Now, I'll admit that we have a pretty knowledgeable staff here - we all have the ability to make educated guesses and recommendations based on a good description of the horse or how the saddle's fitting (or not), but the inquiries listed above require "Let me lay hands upon my computer monitor and I will tap into the Divine Universal Saddle Fitter Consciousness and tell you what you need." And while we're pretty good, NO ONE is that good.

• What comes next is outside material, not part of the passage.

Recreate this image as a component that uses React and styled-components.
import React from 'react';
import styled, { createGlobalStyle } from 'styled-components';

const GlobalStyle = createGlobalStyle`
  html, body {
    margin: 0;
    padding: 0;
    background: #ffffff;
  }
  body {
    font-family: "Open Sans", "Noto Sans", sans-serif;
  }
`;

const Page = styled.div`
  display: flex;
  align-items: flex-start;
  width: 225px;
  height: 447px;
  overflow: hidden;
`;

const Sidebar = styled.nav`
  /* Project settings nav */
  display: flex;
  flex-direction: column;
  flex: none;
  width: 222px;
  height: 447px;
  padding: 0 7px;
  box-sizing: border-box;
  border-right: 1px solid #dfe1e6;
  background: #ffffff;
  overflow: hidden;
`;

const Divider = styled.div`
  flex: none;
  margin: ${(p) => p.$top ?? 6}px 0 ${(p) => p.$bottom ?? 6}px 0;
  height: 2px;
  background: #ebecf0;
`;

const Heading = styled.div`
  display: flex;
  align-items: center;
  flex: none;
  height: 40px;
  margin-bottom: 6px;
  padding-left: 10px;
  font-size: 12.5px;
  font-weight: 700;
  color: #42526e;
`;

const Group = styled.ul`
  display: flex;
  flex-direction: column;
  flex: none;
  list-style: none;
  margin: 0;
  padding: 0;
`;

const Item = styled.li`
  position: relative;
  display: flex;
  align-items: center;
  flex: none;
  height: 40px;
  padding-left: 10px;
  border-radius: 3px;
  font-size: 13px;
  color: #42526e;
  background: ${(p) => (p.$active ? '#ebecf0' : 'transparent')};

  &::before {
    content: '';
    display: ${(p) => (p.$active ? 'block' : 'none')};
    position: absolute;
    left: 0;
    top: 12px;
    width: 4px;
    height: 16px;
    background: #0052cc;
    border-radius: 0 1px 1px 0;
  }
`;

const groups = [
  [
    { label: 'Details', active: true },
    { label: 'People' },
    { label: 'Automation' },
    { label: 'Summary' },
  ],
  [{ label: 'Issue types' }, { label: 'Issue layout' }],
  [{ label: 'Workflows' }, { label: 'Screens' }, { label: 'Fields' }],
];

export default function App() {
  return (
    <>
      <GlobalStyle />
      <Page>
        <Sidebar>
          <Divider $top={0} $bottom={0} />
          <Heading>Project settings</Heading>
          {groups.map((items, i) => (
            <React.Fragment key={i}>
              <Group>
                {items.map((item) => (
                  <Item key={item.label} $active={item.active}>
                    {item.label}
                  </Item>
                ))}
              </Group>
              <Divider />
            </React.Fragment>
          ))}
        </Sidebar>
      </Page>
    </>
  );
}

If you want to find a saddle that works for you and your horse, you need to do your homework, particularly if you're doing it long-distance. If we can't put our hands on the horse to assess the fit and watch the horse go in each saddle with you riding, we need your help - you need to be our eyes and ears (and hands). It's not necessarily easy or convenient, but for those customers who have no shops or fitters nearby, it may be the only way to find a saddle that works for you and your horse.


Melissa said...

Ah. You certainly can't please everyone, because there are surely some very...challenged...people out there. All you can do is what you already do - try to educate the best you can, but rest assured you are doing a fantastic job for the *reasonable* people you work with. Your attention to detail and willingness to examine tracings and photos (and descriptions...LONG e-mailed descriptions =) ) was the reason I found a saddle that fits my horse. (The first I'd EVER found, by the way, and I'd tried many) Just let the rest roll off your back - you're doing just fine!

saddlefitter said...

Thanks for the kind words, Melissa. We love our work at TMT - glad to hear we're doing a good job.

Anonymous said...

Frankly, CP is off base. I so appreciate your questions. Not only do they help you help me and my horse, I also learn about the basics of saddle fit.
Trullbull Mtn does a first rate job with internet and long distance clients.

Andrew Campbell said...

Kitt: that just made me feel a whole lot better about work... sorry it has to happen to you.

I just started riding again the last year or so, virtually all gaited horses, and primarily for handling dogs in field trials. I don't know much about horses, and less about leather work, but I love your blog.


saddlefitter said...

Val, Andrew, thanks. I must admit that the questions I cited are few and far between. Most of our customers want to do whatever it takes to find the right saddle, but when we do get queries such as the ones I mentioned, it's always good for a chuckle - and in most cases, we're able to educate the customer, too.

Anonymous said...

I love your blog. And your approach. Long live the hoops master!

Anonymous said...

*wiping tears of laughter from eyes*
oh my. There are times it must be quite difficult to answer earnestly and nicely.

As for hoops, um, yeah, I would happily jump through a billion hoops to get the right fit...that's just nuts, the saddle fitter wants TOO MUCH information???

I would feel like a fitter asking for precisely detailed information was extremely caring and competent, and invested in doing an excellent job for *my* needs. CB is missing out big time.

Kate said...

One of the reasons I'm so very impressed with you and TMT is the amount of information you ask for when making a recommendation! It gives me far more confidence in your advice than I have with company specific reps who seem to want to sell me whatever saddle they have on hand with the least time and effort possible.

When it comes to data in scientific research we have a saying, "Garbage in = Garbage out."